Wells Fargo & Company (WFC) 8-KOther events
Filed: 11 Apr 03, 12:00am
News Release
Corporate Communications
Investors: | Media: | |
Jeanine Sundt | Janis Smith | |
Wells Fargo & Co. | Wells Fargo & Co. | |
(612) 667-9799 | (415) 396-7711 |
WELLS FARGO ANNOUNCES AGREEMENT TO SELL
$3 BILLION OF CONVERTIBLE DEBT SECURITIES DUE 2033
SAN FRANCISCO, April 9, 2003—Wells Fargo & Co. (NYSE: WFC) today announced that it has entered into an agreement, subject to standard closing conditions, for the sale of $3 billion aggregate principal amount of its floating rate convertible debt securities due 2033 ("convertible debt securities"). The convertible debt securities were offered only to qualified institutional buyers at an offering price of $1,000.00 per security. The convertible debt securities will bear interest at a floating rate equal to three-month LIBOR minus 0.25 percent, payable in cash, quarterly in arrears, starting August 1, 2003 until May 1, 2008 and cannot be called or put prior to that date. After May 5, 2008, the convertible debt securities may be called at any time by the company.

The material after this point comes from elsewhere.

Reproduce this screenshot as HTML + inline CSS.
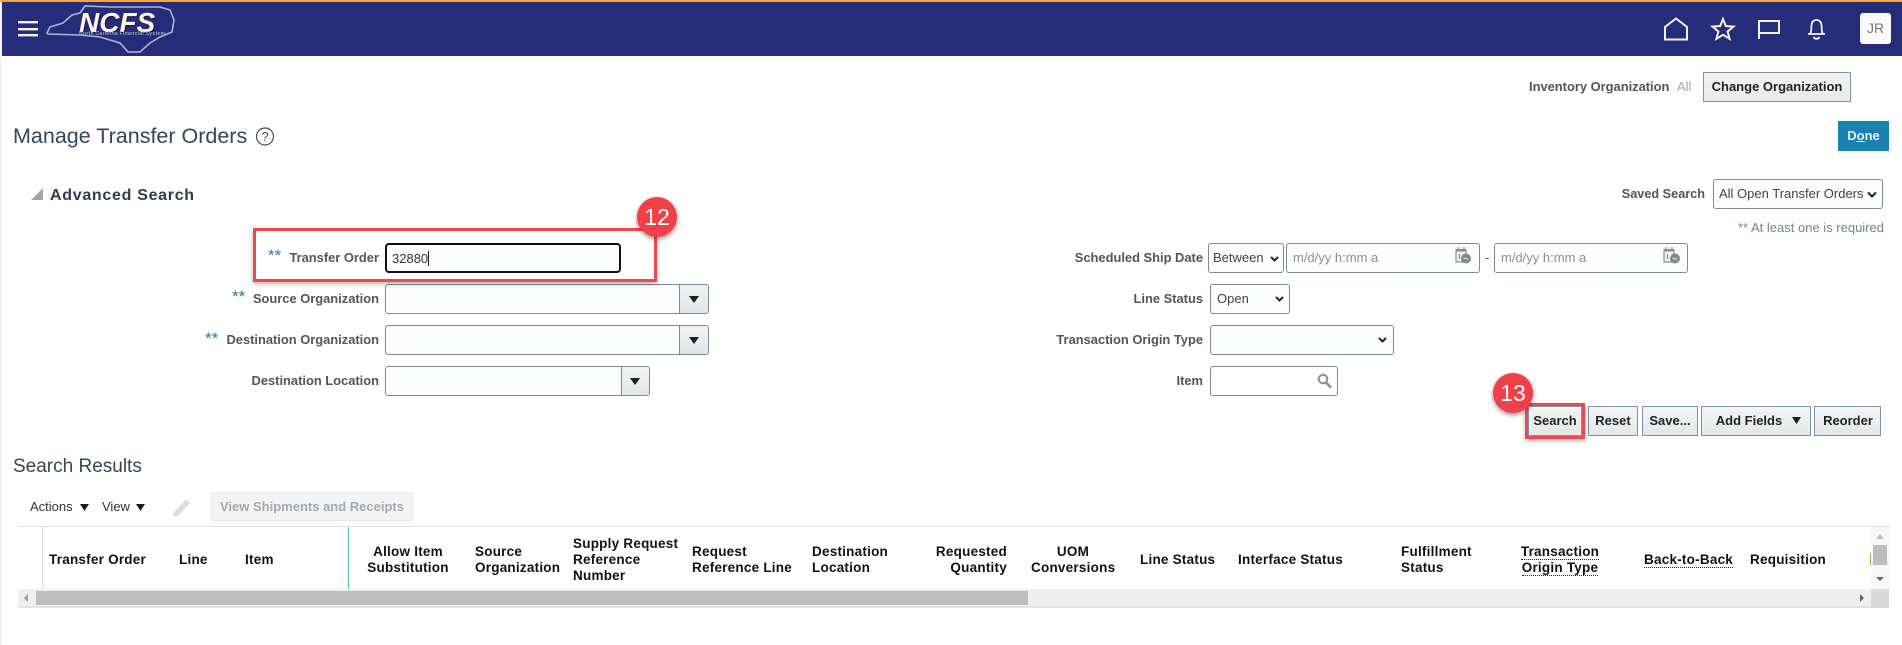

If the price per share of Wells Fargo common stock exceeds $120.00 per share, or approximately 150 percent above Wells Fargo's closing stock price of $47.45 on April 8, 2003, the holders will have the right to convert the convertible debt securities at an initial conversion price of $100.00 per share. After year five, both the contingent conversion trigger price and the conversion price will increase at a rate equal to three-month LIBOR minus 0.25 percent. In addition to the contingent conversion price trigger, the convertible debt securities will be convertible into shares of Wells Fargo common stock (i) if Wells Fargo calls the convertible debt securities for redemption, (ii) if the credit ratings assigned by Standard & Poor's and Moody's are reduced below either A- or A1 or the rating is withdrawn, (iii) if the convertible debt security trades below 98 percent of parity for a period of five consecutive trading days, and (iv) in the event that Wells Fargo takes certain corporate actions. If converted, holders of the securities will receive 10.0 shares per convertible debt security, or an aggregate of 30.0 million shares of Wells Fargo common stock. In addition, if at the time of conversion, the market price of Wells Fargo common stock exceeds the base conversion price then applicable, holders will receive between 10.00 and 21.07 shares of Wells Fargo common stock per convertible debt security as determined pursuant to a specified formula. On May 1, 2008, the number of shares received upon conversion will be fixed at the then effective conversion rate. Wells Fargo may settle any conversions in cash, common stock or any combination thereof.
Wells Fargo may redeem all or some of the convertible debt securities for cash at any time on or after May 5, 2008, at their accreted principal amount plus accrued and unpaid interest, if any, to the redemption date. On the fifth, tenth, fifteenth, twentieth and twenty-fifth anniversaries of their issuance, if Wells Fargo's common stock is below certain levels, the convertible debt securities will no longer be convertible and the yield will be reset annually through a remarketing.
Wells Fargo has granted the initial purchasers an option to purchase, within 13 days of the date of original issuance, an additional $450 million of the convertible debt securities. Wells Fargo will use the net proceeds from the sale of the convertible debt securities for general corporate purposes, including to fund possible repurchases of its debt and equity securities.
Neither the convertible debt securities nor the shares of common stock issuable upon conversion have been registered under the Securities Act of 1933 or any state securities laws, and until so registered, may not be offered or sold in the United States or any state absent registration or an applicable exemption from registration requirements.
This press release contains forward-looking statements about Wells Fargo's agreement to sell convertible debt securities and its expectations about the use of funds from that sale. A number of factors could cause actual events to vary. Refer to Wells Fargo's reports on Form 10-K and Form 10-Q filed with the Securities and Exchange Commission for a description of some of these factors.